DCHP-3

bateau

[< F bateau]
Hist.
DCHP-1 (pre-1967)

Spelling variants:
batto(e)

Entry from the DCHP-1 (pre-1967)

This entry may contain outdated or offensive information, terms, and examples.

1n.

a boat such as a sloop or large rowboat.

Quotations

1760
In going up they are obliged to half unload their battoes. . . .
1785
When he goes to Quebec, it's generally in a bateau of his own, which he prefers to calashes.
1840
All Passengers [are] to pay their own Ferriage while crossing in Bateaus.
2n.

a flat-bottomed cargo and passenger boat about 30 feet long, tapered to bow and stern, drawing little water, and propelled by oars, poles, or a sail, originally designed for the treacherous river route between Upper and Lower Canada.

Quotations

1765
To Sundry Expences . . . Viz.: postage by Landhire or Batteaus.
1806
Bateaux, and canoes, convey to Upper Canada . . . the European commodities they want.
1963
Upper Canada village near Morrisburg, Ontario, offers . . . an exciting trip by bateau through "the first lock canal in all of North America."
3n.

a clumsy, flat-bottomed boat about 19 feet long between tapered ends, propelled by oars, crewed by six men, and capable of carrying about 4,000 pounds of cargo.
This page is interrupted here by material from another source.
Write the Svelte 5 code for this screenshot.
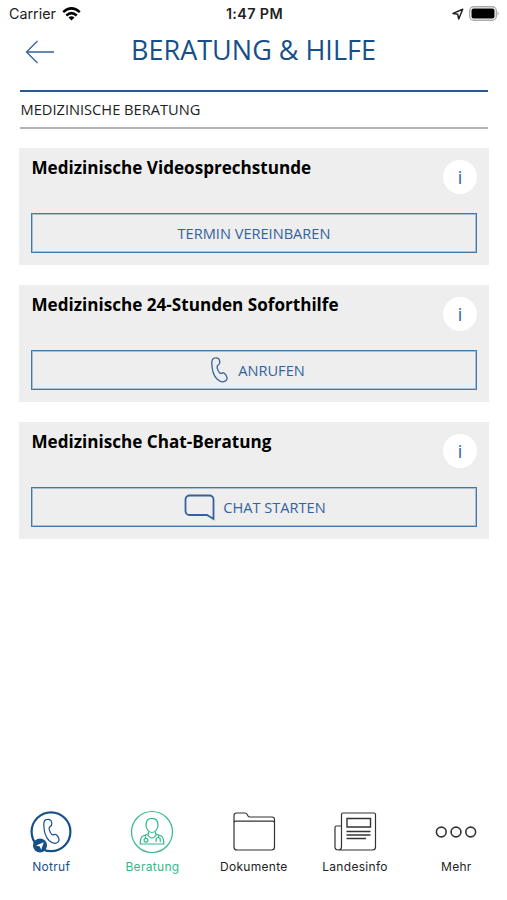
<script lang="ts">
interface Service {
  title: string;
  action: string;
  icon?: 'phone' | 'chat';
}

const services: Service[] = [
  { title: 'Medizinische Videosprechstunde', action: 'TERMIN VEREINBAREN' },
  { title: 'Medizinische 24-Stunden Soforthilfe', action: 'ANRUFEN', icon: 'phone' },
  { title: 'Medizinische Chat-Beratung', action: 'CHAT STARTEN', icon: 'chat' },
];

const tabs = [
  { id: 'notruf', label: 'Notruf' },
  { id: 'beratung', label: 'Beratung' },
  { id: 'dokumente', label: 'Dokumente' },
  { id: 'landesinfo', label: 'Landesinfo' },
  { id: 'mehr', label: 'Mehr' },
];

let active = $state('beratung');
</script>

{#snippet handset()}
	<path d="M.8 6.2C.7 3 2 1 4.4.9 6.7.7 8.500 2.200 8.800 4.700 9.100 7 7.800 7.800 6.700 8.500 5.700 9.400 6.400 12.100 7.400 14 8.600 16.100 9.700 16.900 10.800 16.200 12.300 15.200 13.500 16 14.900 18.100 16.500 20.600 16.500 22.300 15 23.600 13 25.400 9.500 25.100 6 22 2.500 18.500.9 11.500.8 6.200Z" />
{/snippet}

<div class="screen">
	<div class="status">
		<div class="status__side">
			<span>Carrier</span>
			<svg width="19" height="14" viewBox="0 0 19 14">
				<g fill="none" stroke="#000" stroke-width="2.500">
					<path d="M1.200 5.200Q9.500-2.400 17.800 5.200" />
					<path d="M4.300 8.500Q9.500 3.800 14.700 8.500" />
				</g>
				<path d="M9.500 13.500 6.500 10.400Q9.500 7.900 12.500 10.400Z" />
			</svg>
		</div>
		<span class="status__time">1:47 PM</span>
		<div class="status__side status__side--end">
			<svg width="12" height="12" viewBox="0 0 12 12">
				<path d="M10.700 1.200 1 5.400 5.700 6.300 6.700 11Z" fill="none" stroke="#222" stroke-width="1.500" stroke-linejoin="round" />
			</svg>
			<svg width="31" height="15" viewBox="0 0 31 15">
				<rect x=".7" y=".7" width="26.600" height="13.600" rx="4" fill="#fff" stroke="#aaa" stroke-width="1.400" />
				<rect x="2.500" y="2.500" width="23" height="10" rx="2" />
				<path d="M28.500 5Q31 7.500 28.500 10Z" fill="#aaa" />
			</svg>
		</div>
	</div>

	<header class="header">
		<button class="header__back" aria-label="Zurück">
			<svg width="30" height="24" viewBox="0 0 30 24">
				<path d="M29 12H1.500M12.500 1 1.500 12l11 11" fill="none" stroke="#32639c" stroke-width="1.300" />
			</svg>
		</button>
		<h1 class="header__title">BERATUNG &amp; HILFE</h1>
	</header>

	<main class="content">
		<h2 class="section">MEDIZINISCHE BERATUNG</h2>

		{#each services as service}
			<section class="card">
				<div class="card__head">
					<h3 class="card__title">{service.title}</h3>
					<button class="card__info" aria-label="Info">i</button>
				</div>
				<button class="card__action">
					{#if service.icon === 'phone'}
						<svg class="phone" width="18" height="26" viewBox="0 0 18 26">
							{@render handset()}
						</svg>
					{:else if service.icon === 'chat'}
						<svg class="chat" width="31" height="27" viewBox="0 0 31 27">
							<path d="M5.500 1.500h20a4 4 0 0 1 4 4v19.500l-6.500-4H5.500a4 4 0 0 1-4-4V5.500a4 4 0 0 1 4-4Z" />
						</svg>
					{/if}
					<span>{service.action}</span>
				</button>
			</section>
		{/each}
	</main>

	<nav class="tabs">
		{#each tabs as tab}
			<button
				class="tab"
				class:tab--notruf={tab.id === 'notruf'}
				class:tab--active={tab.id === active}
				onclick={() => (active = tab.id)}
			>
				<svg width="44" height="44" viewBox="0 0 44 44">
					{#if tab.id === 'notruf'}
						<circle cx="22" cy="21.700" r="19.400" stroke-width="2.200" />
						<g transform="translate(14 8.500)">{@render handset()}</g>
						<circle cx="11" cy="35.500" r="7" fill="currentColor" stroke="none" />
						<path d="M14.800 32.300 7 35.500 10.800 36.400 12.200 39.700Z" fill="#fff" stroke="none" />
					{:else if tab.id === 'beratung'}
						<circle cx="22" cy="22" r="20.500" />
						<path d="M16 15c0-5 2.700-6.700 6-6.700s6 1.700 6 6.700c0 4-2.700 7.500-6 7.500S16 19 16 15Z" />
						<path d="M18.500 21.500v2.300L13 26c-2.300 1-2.800 3-2.800 8h23.600c0-5-.5-7-2.800-8l-5.500-2.200v-2.300" />
						<path d="M17.500 24.500Q22 31.500 26.500 24.500" />
						<circle cx="16" cy="30.200" r="1.900" />
						<path d="M15.500 28.200v-3M26.200 32c-.5-3 .3-4.500 2-4.500s2.500 1.500 2 4.500M28.400 27.500v-2.300" />
					{:else if tab.id === 'dokumente'}
						<path d="M2 37V5.500q0-2.500 2.500-2.500h8.500q1.500 0 2.200 1.500l.8 1.500q.5 1 2 1H40q2.500 0 2.500 2.500V37q0 3-3 3H5q-3 0-3-3ZM2 13q0-1.800 2-1.800h36.500q2 0 2 1.800" />
					{:else if tab.id === 'landesinfo'}
						<path d="M8.500 37V4.500q0-1.500 1.500-1.500h31q1.500 0 1.500 1.500V37q0 3-3 3h-34M8.500 16H3.500q-1.500 0-1.500 1.500V37q0 3 3.200 3t3.300-3" />
						<path d="M14 8.500h23.500v8.500H14ZM13.500 21.500h24M13.500 25h24M13.500 28.500h19.500" stroke-width="1.400" />
					{:else}
						<g stroke-width="1.600">
							<circle cx="7.300" cy="22" r="4.900" />
							<circle cx="22" cy="22" r="4.900" />
							<circle cx="36.700" cy="22" r="4.900" />
						</g>
					{/if}
				</svg>
				<span>{tab.label}</span>
			</button>
		{/each}
	</nav>
</div>

<style>
	:global(body) {
		margin: 0;
		background: #fff;
	}

	.screen {
		display: flex;
		flex-direction: column;
		width: 507px;
		height: 900px;
		overflow: hidden;
		font-family: "Open Sans", sans-serif;
		color: #000;
	}

	button {
		padding: 0;
		border: none;
		background: none;
		font-family: inherit;
		cursor: pointer;
	}

	h1,
	h2,
	h3 {
		margin: 0;
		font-weight: 400;
	}

	svg {
		display: block;
		flex: none;
	}

	.status {
		display: grid;
		grid-template-columns: 1fr auto 1fr;
		align-items: center;
		height: 27px;
		padding: 0 7px 0 9px;
		font-family: Inter, sans-serif;
		font-size: 14.300px;
		color: #222;
	}

	.status__side {
		display: flex;
		align-items: center;
		gap: 6px;
	}

	.status__side--end {
		justify-content: flex-end;
		gap: 5px;
	}

	.status__time {
		font-weight: 600;
		letter-spacing: 0.4px;
	}

	.header {
		display: grid;
		grid-template-columns: 56px 1fr 56px;
		align-items: center;
		height: 46px;
	}

	.header__back {
		padding: 4px 0 0 25px;
	}

	.header__title {
		text-align: center;
		font-size: 27px;
		line-height: 46px;
		white-space: nowrap;
		color: #175089;
	}

	.content {
		flex: 1;
		padding: 17px 18px 0 19px;
	}

	.section {
		height: 35px;
		margin: 0 1px 19px;
		padding-left: 0.500px;
		border-top: 2px solid #235b91;
		border-bottom: 2px solid #b3b3b3;
		font-size: 14.650px;
		line-height: 35px;
		color: #222;
	}

	.card {
		box-sizing: border-box;
		height: 117px;
		margin-bottom: 20px;
		padding: 6px 12px 12px;
		background: #eee;
	}

	.card__head {
		display: flex;
		justify-content: space-between;
		height: 59px;
	}

	.card__title {
		padding-left: 0.500px;
		font-size: 17.100px;
		font-weight: 700;
		line-height: 27px;
	}

	.card__info {
		width: 34px;
		height: 34px;
		margin-top: 6px;
		border-radius: 50%;
		background: #fff;
		font-size: 18px;
		line-height: 32px;
		color: #32639c;
	}

	.card__action {
		display: flex;
		justify-content: center;
		align-items: center;
		gap: 8px;
		width: 100%;
		height: 40px;
		border: 1px solid #4478a8;
		box-shadow: inset 0 0 0 1px rgba(68, 120, 168, 0.4);
		font-size: 14.600px;
		color: #32639c;
	}

	.card__action svg {
		fill: none;
		stroke: currentColor;
		stroke-width: 1.300;
	}

	.card__action .phone {
		margin-left: 8px;
		margin-right: 1px;
	}

	.card__action .chat {
		margin-left: 2px;
		stroke-width: 1.800;
	}

	.tabs {
		display: grid;
		grid-template-columns: repeat(5, 101.300px);
		height: 90px;
		padding-left: 0.500px;
	}

	.tab {
		display: flex;
		flex-direction: column;
		align-items: center;
		font-family: Inter, sans-serif;
		font-size: 12px;
		line-height: 16px;
		letter-spacing: 0.3px;
		color: #333;
	}

	.tab svg {
		margin-bottom: 5px;
		fill: none;
		stroke: currentColor;
		stroke-width: 1.200;
	}

	.tab span {
		color: #222;
	}

	.tab--notruf,
	.tab--notruf span {
		color: #175089;
	}

	.tab--active,
	.tab--active span {
		color: #35b98a;
	}
</style>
This prototype for the York boat was widely used throughout the northwest until recent years.

Quotations

1781
They had coverings . . . to keep their Goods dry in their Battaux or Canoes.
1938
In . . . summer [I travelled] by birch-bark canoe, York boat and bateau. . . .
1963
Leaving King to bring up the heavy bateaux, Back and McLeod hurried on by canoe. . . .
4n.

an inland freight boat, descended from the bateau, in common use from the early 1820's but used for tripping as early as 1790, and finally withdrawn from service entirely about 1930. See picture at York boat.

Quotations

1859
The Hudson's Bay Company's batteau, with a valuable cargo, for Fort Yale, was crushed in the ice, below Six Tree Shoot, about ten days ago.
1898
Twelve large Battoes [York boats] were sent from Fort Garry to convey the troops up the River. Each boat had 8 men as a crew--6 oarsmen, one to steer with a long oar, and one at the bow with a long pole and hook with which to shove her clear of a rock ahead or with the hook to catch hold of anything.
1960
For these men it wasn't a pleasant Sunday drive over a black macadam ribbon, but a two-day trudge with heavy "batteaux."